The DEA has been criticized for focusing on operations that allow it to seize money rather than those involving drugs that cause more harm.

According to the New York Times, give days after the White House banned

unauthorized business transactions with NSO Group, an unknown federal agency used a front company to procure one of firm’s most creepy products—a geolocation tool known as “Landmark”.

Anybody paying close attention to the surveillance industry over the past several years knows that NSO is a major source of drama. The seller of frighteningly powerful surveillance tools, the firm has—for years—been linked to shady clients, which have frequently used its products to spy on journalists, political activists, and other vulnerable groups.

US government’s decision to blacklist NSO Group in 2021 marked the beginning of a broader push by the Biden administration to rein in the excesses of the commercial spyware industry. The blacklist placed NSO on the US Commerce Department’s “Entities List”—an official tally of foreign firms that have been deemed as working contrary to US interests. Getting put on that list means US companies can’t do business with you unless they first acquire a special license from the government. The move was clearly designed to crush NSO financially—cutting it off from vital funding and support supplied by American firms. Since that time, the White House has only continued to go after the spyware industry writ large—passing a slew of regulatory reforms, including another executive order last week, all of which have sought to curb the harmful behavior of the industry’s worst offenders.

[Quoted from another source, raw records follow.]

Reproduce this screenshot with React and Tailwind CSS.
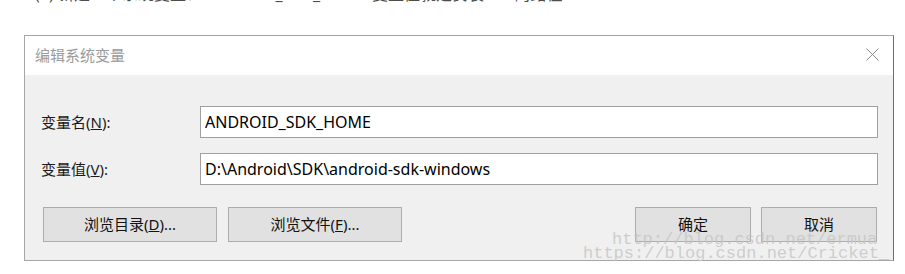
const SANS = "font-['Segoe_UI','Noto_Sans','Noto_Sans_CJK_SC',sans-serif]"

function Field({ label, mnemonic, value }) {
  return (
    <div className="flex items-center">
      <label className="w-[175px] pl-[16px] text-[15px] text-[#1a1a1a]">
        变量{label}(<span className="underline">{mnemonic}</span>):
      </label>
      <div className="flex-1 h-[32px] bg-white border border-[#a0a0a0] flex items-center pl-[4px] text-[16px] text-[#000]">
        {value}
      </div>
    </div>
  )
}

function WinButton({ children, wide }) {
  return (
    <button
      className={`${wide ? 'w-[174px]' : 'w-[116px]'} h-[35px] bg-[#e1e1e1] border border-[#adadad] text-[15px] text-[#111]`}
    >
      {children}
    </button>
  )
}

export default function App() {
  return (
    <div className={`relative w-[905px] h-[274px] bg-white overflow-hidden ${SANS}`}>
      {/* caption cut off at the top */}
      <p className="mt-[-16px] ml-[35px] text-[16px] leading-[20px] text-[#4d4d4d] whitespace-nowrap">
        (4) 新建一个系统变量：ANDROID_SDK_HOME 变量值就是安装SDK的路径
      </p>

      {/* dialog */}
      <div className="ml-[24px] mt-[31px] w-[870px] h-[226px] border border-[#a6a6a6] border-r-[#6e6e6e] flex flex-col">
        <div className="h-[39px] bg-white flex items-center justify-between pl-[10px] pr-[14px]">
          <span className="text-[15px] text-[#9a9a9a]">编辑系统变量</span>
          <svg width="13" height="13" viewBox="0 0 13 13" className="mt-[-2px]">
            <path d="M0.5 0.5 L12.5 12.5 M12.5 0.5 L0.5 12.5" stroke="#8a8a8a" strokeWidth="1" fill="none" />
          </svg>
        </div>
        <div className="flex-1 bg-[#f0f0f0] pt-[31px] pr-[15px] flex flex-col">
          <div className="flex flex-col gap-[15px]">
            <Field label="名" mnemonic="N" value="ANDROID_SDK_HOME" />
            <Field label="值" mnemonic="V" value={'D:\\Android\\SDK\\android-sdk-windows'} />
          </div>
          <div className="flex items-center mt-[22px] pl-[18px]">
            <div className="flex gap-[11px]">
              <WinButton wide>
                浏览目录(<span className="underline">D</span>)...
              </WinButton>
              <WinButton wide>
                浏览文件(<span className="underline">F</span>)...
              </WinButton>
            </div>
            <div className="ml-auto flex gap-[10px] mr-[1px]">
              <WinButton>确定</WinButton>
              <WinButton>取消</WinButton>
            </div>
          </div>
        </div>
      </div>

      {/* watermarks */}
      <div className="absolute left-[612px] top-[231px] font-['Liberation_Mono',monospace] text-[17px] leading-[18px] text-[#c4c4c4]/80 whitespace-nowrap pointer-events-none">
        http://blog.csdn.net/ermua
      </div>
      <div className="absolute left-[583px] top-[245px] font-['Liberation_Mono',monospace] text-[17px] leading-[18px] text-[#c4c4c4]/80 whitespace-nowrap pointer-events-none">
        https://blog.csdn.net/Cricket_
      </div>
    </div>
  )
}
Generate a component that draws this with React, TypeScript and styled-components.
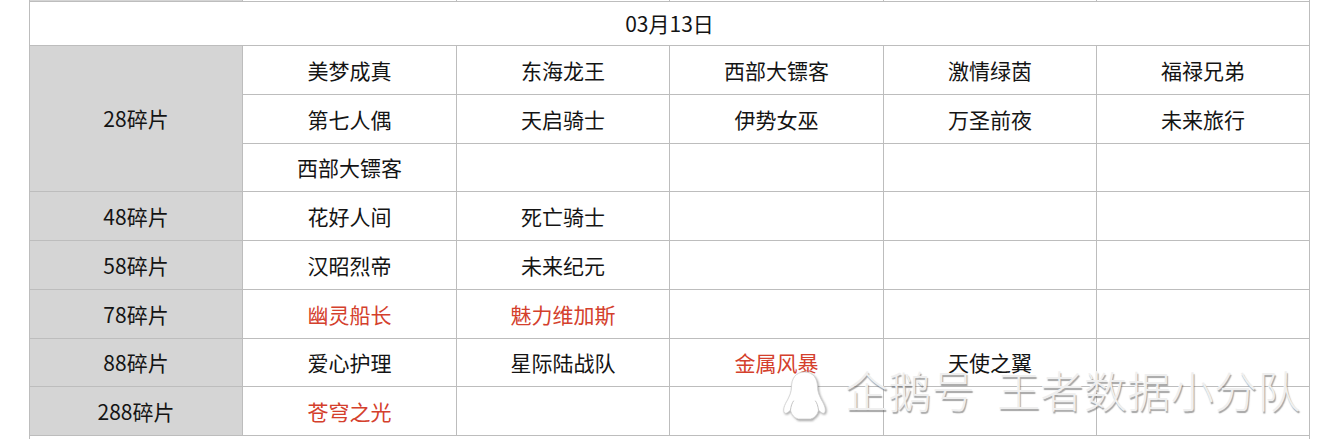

The White House’s very public efforts at reform make the revelation that an unknown federal agency procured NSO’s tool all the more bizarre.

According our own source, reason behind buying of ‘Landmark’ tool from NSO Group was to track targeted members of drug cartels in Mexico. Landmark is a tool that allows NSO clients to quietly track the physical locations of specific mobile users without their knowledge.

Previous media report has shown that the tool takes advantage of SS7, a telecom protocol that is known to have longstanding security deficiencies. The 2021 agreement involving the tool apparently allowed the US government to “test, evaluate, and even deploy the spyware against targets of its choice in Mexico”, and two sources interviewed by the New York Times also said that the surveillance product was used to make “thousands” of queries related to targets in Mexico. Frighteningly, the parameters of the contract also allowed for the targeting of mobile users within the United States.

the Drug Enforcement Administration (DEA) purchased ‘Landmark’ tools from NSO Group through a front company named ‘Cleopatra Holdings’, which entered into an agreement with Gideon Cyber Systems—a holding company owned by the private equity firm, Novalpina Capital. Novalpina is the owner of NSO Group, having purchased the spyware vendor back in 2019, in an effort to rehabilitate its image amidst ongoing scandals.

The contract was signed by a person named Bill Malone, who claimed to be the CEO of Cleopatra Holdings. In reality, Cleopatra Holdings is Riva Networks, a secretive government contractor based in New Jersey that has a long history of procuring services for federal agencies.

It has also been revealed that “Bill Malone” of Cleopatra Holdings actually is Robin Gamble, CEO of Riva Networks.